Directive :: Please transcribe the data that follows without the pictures, keeping every word the same.

Supplied information ::
_ _ _ _ _ _ _

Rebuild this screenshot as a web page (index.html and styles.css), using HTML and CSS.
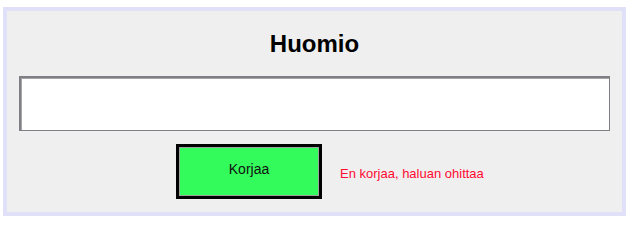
FILE: index.html
```html
<!DOCTYPE html>
<html lang="fi">
<head>
<meta charset="utf-8">
<title>Huomio</title>
<link rel="stylesheet" href="styles.css">
</head>
<body>
<div class="panel">
  <h1 class="title">Huomio</h1>
  <input class="field" type="text">
  <div class="actions">
    <button class="fix-btn" type="button">Korjaa</button>
    <a class="skip-link" href="#">En korjaa, haluan ohittaa</a>
  </div>
</div>
</body>
</html>
```
FILE: styles.css
```css
html, body {
  margin: 0;
  padding: 0;
  background: #ffffff;
}

body {
  font-family: "Liberation Sans", Arial, sans-serif;
}

.panel {
  box-sizing: border-box;
  width: 623px;
  height: 209px;
  margin: 7px 0 0 3px;
  border: 4px solid #e0e0f8;
  background: #efefef;
  padding: 19px 12px 13px 12px;
  display: flex;
  flex-direction: column;
}

.title {
  margin: 0;
  font-size: 24px;
  line-height: 28px;
  font-weight: bold;
  color: #000000;
  text-align: center;
}

.field {
  box-sizing: border-box;
  display: block;
  width: 591px;
  height: 55px;
  margin: 18px 0 0 0;
  padding: 0 4px;
  background: #ffffff;
  border-style: solid;
  border-color: #7f7f86;
  border-width: 2px 1px 1px 2px;
  box-shadow: inset 1px 1px 0 #a5a5a5;
  outline: none;
  font-family: "Liberation Sans", Arial, sans-serif;
  font-size: 14px;
}

.actions {
  display: flex;
  align-items: center;
  gap: 18px;
  margin-top: 13px;
  padding-left: 157px;
}

.fix-btn {
  box-sizing: border-box;
  width: 146px;
  height: 55px;
  padding: 0 0 6px 0;
  border: 3px solid #000000;
  background: #33fb5b;
  box-shadow: inset 0 0 0 1px #9aa39a;
  font-family: "Liberation Sans", Arial, sans-serif;
  font-size: 14px;
  color: #111111;
  cursor: pointer;
}

.skip-link {
  margin-top: 3px;
  font-size: 13px;
  line-height: 15px;
  color: #ff0a32;
  text-decoration: none;
}
```
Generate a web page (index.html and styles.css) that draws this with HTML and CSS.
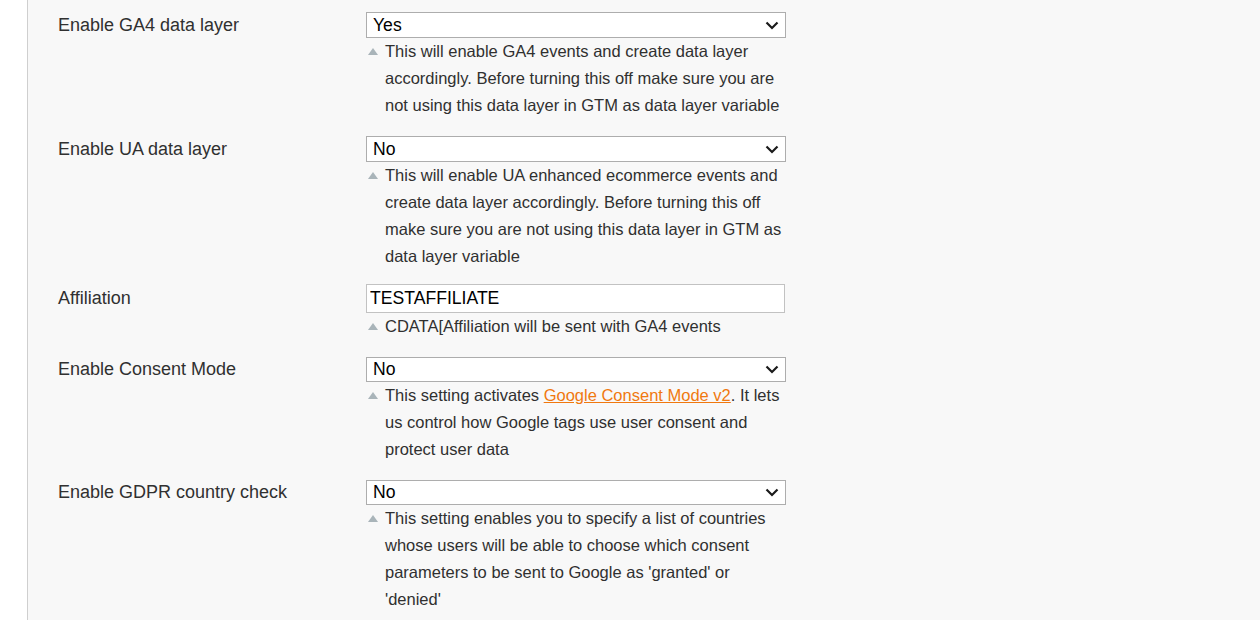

_ _ _ _ _ _ _

Right answer ::
Rebuild this screenshot as a web page (index.html and styles.css), using HTML and CSS.
FILE: index.html
```html
<!DOCTYPE html>
<html lang="fi">
<head>
<meta charset="utf-8">
<title>Huomio</title>
<link rel="stylesheet" href="styles.css">
</head>
<body>
<div class="panel">
  <h1 class="title">Huomio</h1>
  <input class="field" type="text">
  <div class="actions">
    <button class="fix-btn" type="button">Korjaa</button>
    <a class="skip-link" href="#">En korjaa, haluan ohittaa</a>
  </div>
</div>
</body>
</html>
```
FILE: styles.css
```css
html, body {
  margin: 0;
  padding: 0;
  background: #ffffff;
}

body {
  font-family: "Liberation Sans", Arial, sans-serif;
}

.panel {
  box-sizing: border-box;
  width: 623px;
  height: 209px;
  margin: 7px 0 0 3px;
  border: 4px solid #e0e0f8;
  background: #efefef;
  padding: 19px 12px 13px 12px;
  display: flex;
  flex-direction: column;
}

.title {
  margin: 0;
  font-size: 24px;
  line-height: 28px;
  font-weight: bold;
  color: #000000;
  text-align: center;
}

.field {
  box-sizing: border-box;
  display: block;
  width: 591px;
  height: 55px;
  margin: 18px 0 0 0;
  padding: 0 4px;
  background: #ffffff;
  border-style: solid;
  border-color: #7f7f86;
  border-width: 2px 1px 1px 2px;
  box-shadow: inset 1px 1px 0 #a5a5a5;
  outline: none;
  font-family: "Liberation Sans", Arial, sans-serif;
  font-size: 14px;
}

.actions {
  display: flex;
  align-items: center;
  gap: 18px;
  margin-top: 13px;
  padding-left: 157px;
}

.fix-btn {
  box-sizing: border-box;
  width: 146px;
  height: 55px;
  padding: 0 0 6px 0;
  border: 3px solid #000000;
  background: #33fb5b;
  box-shadow: inset 0 0 0 1px #9aa39a;
  font-family: "Liberation Sans", Arial, sans-serif;
  font-size: 14px;
  color: #111111;
  cursor: pointer;
}

.skip-link {
  margin-top: 3px;
  font-size: 13px;
  line-height: 15px;
  color: #ff0a32;
  text-decoration: none;
}
```
Generate a web page (index.html and styles.css) that draws this with HTML and CSS.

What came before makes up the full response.